>> begin Listing

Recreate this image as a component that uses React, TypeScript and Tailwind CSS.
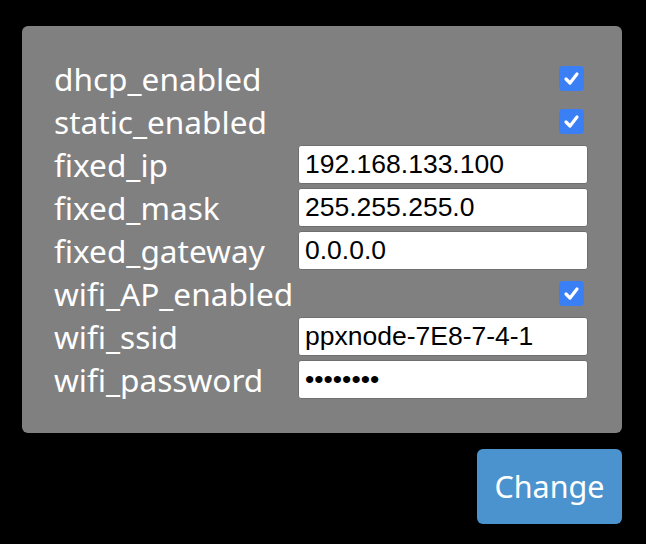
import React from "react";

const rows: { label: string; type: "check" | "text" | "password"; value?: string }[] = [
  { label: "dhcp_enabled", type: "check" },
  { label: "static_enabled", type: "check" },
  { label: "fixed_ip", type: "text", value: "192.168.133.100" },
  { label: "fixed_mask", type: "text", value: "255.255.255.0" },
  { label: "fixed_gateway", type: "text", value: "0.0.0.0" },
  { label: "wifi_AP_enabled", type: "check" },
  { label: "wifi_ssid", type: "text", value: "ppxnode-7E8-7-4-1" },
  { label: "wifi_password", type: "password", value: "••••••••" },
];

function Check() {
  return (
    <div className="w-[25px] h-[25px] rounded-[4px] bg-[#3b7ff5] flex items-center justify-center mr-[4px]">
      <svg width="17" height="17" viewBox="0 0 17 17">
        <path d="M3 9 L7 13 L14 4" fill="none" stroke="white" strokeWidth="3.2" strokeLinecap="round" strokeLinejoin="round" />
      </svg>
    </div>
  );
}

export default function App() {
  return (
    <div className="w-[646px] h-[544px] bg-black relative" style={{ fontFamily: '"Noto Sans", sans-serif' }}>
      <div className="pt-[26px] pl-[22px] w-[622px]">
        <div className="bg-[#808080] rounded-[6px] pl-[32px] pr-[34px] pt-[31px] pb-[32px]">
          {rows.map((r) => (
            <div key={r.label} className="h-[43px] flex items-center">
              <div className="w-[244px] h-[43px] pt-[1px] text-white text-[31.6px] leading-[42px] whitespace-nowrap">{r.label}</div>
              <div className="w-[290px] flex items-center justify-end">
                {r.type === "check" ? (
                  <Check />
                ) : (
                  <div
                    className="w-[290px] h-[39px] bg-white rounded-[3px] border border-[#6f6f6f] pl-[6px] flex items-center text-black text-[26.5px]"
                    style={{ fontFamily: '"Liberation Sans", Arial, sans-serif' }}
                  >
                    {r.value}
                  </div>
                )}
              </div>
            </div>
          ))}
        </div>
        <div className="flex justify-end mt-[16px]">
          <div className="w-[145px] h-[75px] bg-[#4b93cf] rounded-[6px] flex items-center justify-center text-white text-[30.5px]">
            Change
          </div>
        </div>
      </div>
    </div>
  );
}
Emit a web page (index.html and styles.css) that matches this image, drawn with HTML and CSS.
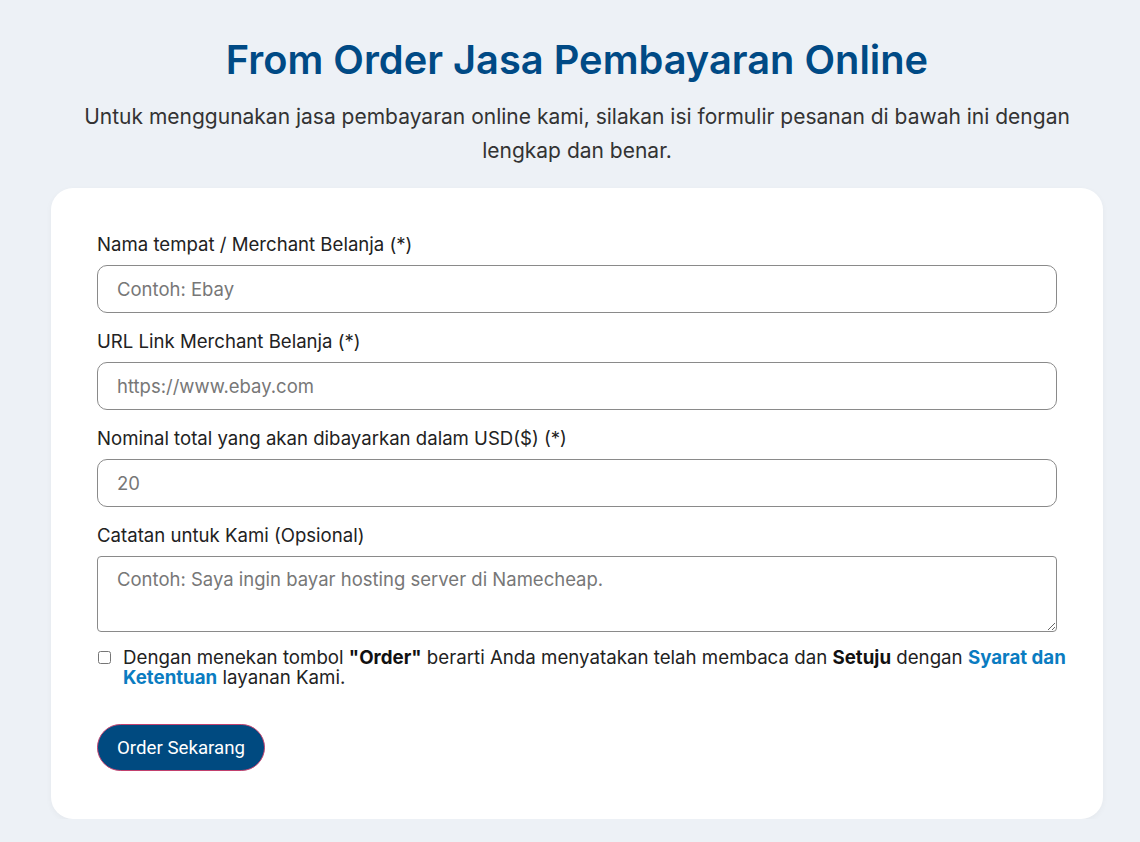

>> end Listing

Requirement:
Quote each line of the listing exactly, but leave the pictures out.

Result for this exercise:
Recreate this image as a component that uses React, TypeScript and Tailwind CSS.
import React from "react";

const rows: { label: string; type: "check" | "text" | "password"; value?: string }[] = [
  { label: "dhcp_enabled", type: "check" },
  { label: "static_enabled", type: "check" },
  { label: "fixed_ip", type: "text", value: "192.168.133.100" },
  { label: "fixed_mask", type: "text", value: "255.255.255.0" },
  { label: "fixed_gateway", type: "text", value: "0.0.0.0" },
  { label: "wifi_AP_enabled", type: "check" },
  { label: "wifi_ssid", type: "text", value: "ppxnode-7E8-7-4-1" },
  { label: "wifi_password", type: "password", value: "••••••••" },
];

function Check() {
  return (
    <div className="w-[25px] h-[25px] rounded-[4px] bg-[#3b7ff5] flex items-center justify-center mr-[4px]">
      <svg width="17" height="17" viewBox="0 0 17 17">
        <path d="M3 9 L7 13 L14 4" fill="none" stroke="white" strokeWidth="3.2" strokeLinecap="round" strokeLinejoin="round" />
      </svg>
    </div>
  );
}

export default function App() {
  return (
    <div className="w-[646px] h-[544px] bg-black relative" style={{ fontFamily: '"Noto Sans", sans-serif' }}>
      <div className="pt-[26px] pl-[22px] w-[622px]">
        <div className="bg-[#808080] rounded-[6px] pl-[32px] pr-[34px] pt-[31px] pb-[32px]">
          {rows.map((r) => (
            <div key={r.label} className="h-[43px] flex items-center">
              <div className="w-[244px] h-[43px] pt-[1px] text-white text-[31.6px] leading-[42px] whitespace-nowrap">{r.label}</div>
              <div className="w-[290px] flex items-center justify-end">
                {r.type === "check" ? (
                  <Check />
                ) : (
                  <div
                    className="w-[290px] h-[39px] bg-white rounded-[3px] border border-[#6f6f6f] pl-[6px] flex items-center text-black text-[26.5px]"
                    style={{ fontFamily: '"Liberation Sans", Arial, sans-serif' }}
                  >
                    {r.value}
                  </div>
                )}
              </div>
            </div>
          ))}
        </div>
        <div className="flex justify-end mt-[16px]">
          <div className="w-[145px] h-[75px] bg-[#4b93cf] rounded-[6px] flex items-center justify-center text-white text-[30.5px]">
            Change
          </div>
        </div>
      </div>
    </div>
  );
}
Emit a web page (index.html and styles.css) that matches this image, drawn with HTML and CSS.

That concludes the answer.